[start of AVAILABLE DATA]

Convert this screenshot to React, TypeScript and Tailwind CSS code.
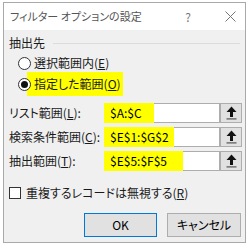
const jp = "font-['Segoe_UI','Noto_Sans_CJK_JP',sans-serif] [font-feature-settings:'palt']";

function Radio({ checked }: { checked?: boolean }) {
  return (
    <span className="relative z-10 w-[13px] h-[13px] rounded-full border border-[#333] bg-white flex items-center justify-center shrink-0">
      {checked && <span className="w-[7px] h-[7px] rounded-full bg-[#111]" />}
    </span>
  );
}

function UpButton() {
  return (
    <div className="w-[22px] h-full border border-[#adadad] bg-[#e1e1e1] flex items-center justify-center">
      <svg width="11" height="14" viewBox="0 0 11 14">
        <path d="M5.5 0.5 L10.5 6 L7 6 L7 11 L4 11 L4 6 L0.5 6 Z" fill="#111" />
        <rect x="0.5" y="12.3" width="10" height="1.2" fill="#555" />
      </svg>
    </div>
  );
}

function RangeRow({
  label,
  key2,
  value,
  hl,
}: {
  label: string;
  key2: string;
  value: string;
  hl: string;
}) {
  return (
    <div className="h-[20px] flex items-center">
      <div className="w-[95px] text-[12px] text-[#1a1a1a]">
        {label}(<span className="underline">{key2}</span>):
      </div>
      <div className="flex-1 h-full border border-[#adadad] bg-white flex">
        <span
          className={`${hl} -m-px h-[20px] bg-[#ffff00] flex items-center pl-[6px] text-[12px] text-black whitespace-nowrap`}
        >
          {value}
        </span>
      </div>
      <UpButton />
    </div>
  );
}

export default function App() {
  return (
    <div className={`w-[250px] h-[249px] bg-white overflow-hidden ${jp}`}>
      <div className="ml-[3px] mt-[2px] w-[243px] h-[241px] border border-[#a9a9a9] flex flex-col">
        <div className="h-[27px] bg-white flex items-center pl-[6px] pr-[9px] shrink-0">
          <span className="text-[11px] text-[#555] flex-1">フィルター オプションの設定</span>
          <span className="text-[12px] text-[#777] mr-[34px]">?</span>
          <svg width="11" height="11" viewBox="0 0 11 11">
            <path d="M0.5 0.5 L10.5 10.5 M10.5 0.5 L0.5 10.5" stroke="#777" strokeWidth="1" />
          </svg>
        </div>
        <div className="flex-1 bg-[#f0f0f0] pl-[5px] pr-[3px] flex flex-col">
          <div className="mt-[6px] h-[14px] flex items-center">
            <span className="text-[12px] text-[#1a1a1a]">抽出先</span>
            <span className="flex-1 h-px bg-[#dcdcdc] ml-[8px] mr-[2px]" />
          </div>
          <div className="mt-[5px] h-[16px] pl-[9px] flex items-center">
            <Radio />
            <span className="ml-[3px] text-[12px] text-[#1a1a1a]">
              選択範囲内(<span className="underline">E</span>)
            </span>
          </div>
          <div className="mt-[1px] h-[24px] pl-[9px] flex items-center">
            <Radio checked />
            <span className="-ml-[4px] pl-[7px] pr-[2px] h-[24px] bg-[#ffff00] flex items-center text-[12px] text-[#1a1a1a]">
              指定した範囲(<span className="underline">O</span>)
            </span>
          </div>
          <div className="mt-[7px] flex flex-col gap-[4px]">
            <RangeRow label="リスト範囲" key2="L" value="$A:$C" hl="w-[50px]" />
            <RangeRow label="検索条件範囲" key2="C" value="$E$1:$G$2" hl="w-[70px]" />
            <RangeRow label="抽出範囲" key2="T" value="$E$5:$F$5" hl="w-[79px]" />
          </div>
          <div className="mt-[15px] h-[14px] flex items-center">
            <span className="w-[12px] h-[12px] border border-[#333] bg-white" />
            <span className="ml-[5px] text-[12px] text-[#1a1a1a]">
              重複するレコードは無視する(<span className="underline">R</span>)
            </span>
          </div>
          <div className="mt-[13px] h-[24px] flex justify-end gap-[10px] mr-[1px]">
            <button className="w-[73px] h-full border border-[#0078d7] bg-[#e1e1e1] text-[12px] text-black">
              OK
            </button>
            <button className="w-[74px] h-full border border-[#adadad] bg-[#e1e1e1] text-[12px] text-black">
              キャンセル
            </button>
          </div>
        </div>
      </div>
    </div>
  );
}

[end of AVAILABLE DATA]

## DIRECTIVE
Reproduce the listing word for word and omit its pictures.

## EXERCISE RESULT
Convert this screenshot to React, TypeScript and Tailwind CSS code.
const jp = "font-['Segoe_UI','Noto_Sans_CJK_JP',sans-serif] [font-feature-settings:'palt']";

function Radio({ checked }: { checked?: boolean }) {
  return (
    <span className="relative z-10 w-[13px] h-[13px] rounded-full border border-[#333] bg-white flex items-center justify-center shrink-0">
      {checked && <span className="w-[7px] h-[7px] rounded-full bg-[#111]" />}
    </span>
  );
}

function UpButton() {
  return (
    <div className="w-[22px] h-full border border-[#adadad] bg-[#e1e1e1] flex items-center justify-center">
      <svg width="11" height="14" viewBox="0 0 11 14">
        <path d="M5.5 0.5 L10.5 6 L7 6 L7 11 L4 11 L4 6 L0.5 6 Z" fill="#111" />
        <rect x="0.5" y="12.3" width="10" height="1.2" fill="#555" />
      </svg>
    </div>
  );
}

function RangeRow({
  label,
  key2,
  value,
  hl,
}: {
  label: string;
  key2: string;
  value: string;
  hl: string;
}) {
  return (
    <div className="h-[20px] flex items-center">
      <div className="w-[95px] text-[12px] text-[#1a1a1a]">
        {label}(<span className="underline">{key2}</span>):
      </div>
      <div className="flex-1 h-full border border-[#adadad] bg-white flex">
        <span
          className={`${hl} -m-px h-[20px] bg-[#ffff00] flex items-center pl-[6px] text-[12px] text-black whitespace-nowrap`}
        >
          {value}
        </span>
      </div>
      <UpButton />
    </div>
  );
}

export default function App() {
  return (
    <div className={`w-[250px] h-[249px] bg-white overflow-hidden ${jp}`}>
      <div className="ml-[3px] mt-[2px] w-[243px] h-[241px] border border-[#a9a9a9] flex flex-col">
        <div className="h-[27px] bg-white flex items-center pl-[6px] pr-[9px] shrink-0">
          <span className="text-[11px] text-[#555] flex-1">フィルター オプションの設定</span>
          <span className="text-[12px] text-[#777] mr-[34px]">?</span>
          <svg width="11" height="11" viewBox="0 0 11 11">
            <path d="M0.5 0.5 L10.5 10.5 M10.5 0.5 L0.5 10.5" stroke="#777" strokeWidth="1" />
          </svg>
        </div>
        <div className="flex-1 bg-[#f0f0f0] pl-[5px] pr-[3px] flex flex-col">
          <div className="mt-[6px] h-[14px] flex items-center">
            <span className="text-[12px] text-[#1a1a1a]">抽出先</span>
            <span className="flex-1 h-px bg-[#dcdcdc] ml-[8px] mr-[2px]" />
          </div>
          <div className="mt-[5px] h-[16px] pl-[9px] flex items-center">
            <Radio />
            <span className="ml-[3px] text-[12px] text-[#1a1a1a]">
              選択範囲内(<span className="underline">E</span>)
            </span>
          </div>
          <div className="mt-[1px] h-[24px] pl-[9px] flex items-center">
            <Radio checked />
            <span className="-ml-[4px] pl-[7px] pr-[2px] h-[24px] bg-[#ffff00] flex items-center text-[12px] text-[#1a1a1a]">
              指定した範囲(<span className="underline">O</span>)
            </span>
          </div>
          <div className="mt-[7px] flex flex-col gap-[4px]">
            <RangeRow label="リスト範囲" key2="L" value="$A:$C" hl="w-[50px]" />
            <RangeRow label="検索条件範囲" key2="C" value="$E$1:$G$2" hl="w-[70px]" />
            <RangeRow label="抽出範囲" key2="T" value="$E$5:$F$5" hl="w-[79px]" />
          </div>
          <div className="mt-[15px] h-[14px] flex items-center">
            <span className="w-[12px] h-[12px] border border-[#333] bg-white" />
            <span className="ml-[5px] text-[12px] text-[#1a1a1a]">
              重複するレコードは無視する(<span className="underline">R</span>)
            </span>
          </div>
          <div className="mt-[13px] h-[24px] flex justify-end gap-[10px] mr-[1px]">
            <button className="w-[73px] h-full border border-[#0078d7] bg-[#e1e1e1] text-[12px] text-black">
              OK
            </button>
            <button className="w-[74px] h-full border border-[#adadad] bg-[#e1e1e1] text-[12px] text-black">
              キャンセル
            </button>
          </div>
        </div>
      </div>
    </div>
  );
}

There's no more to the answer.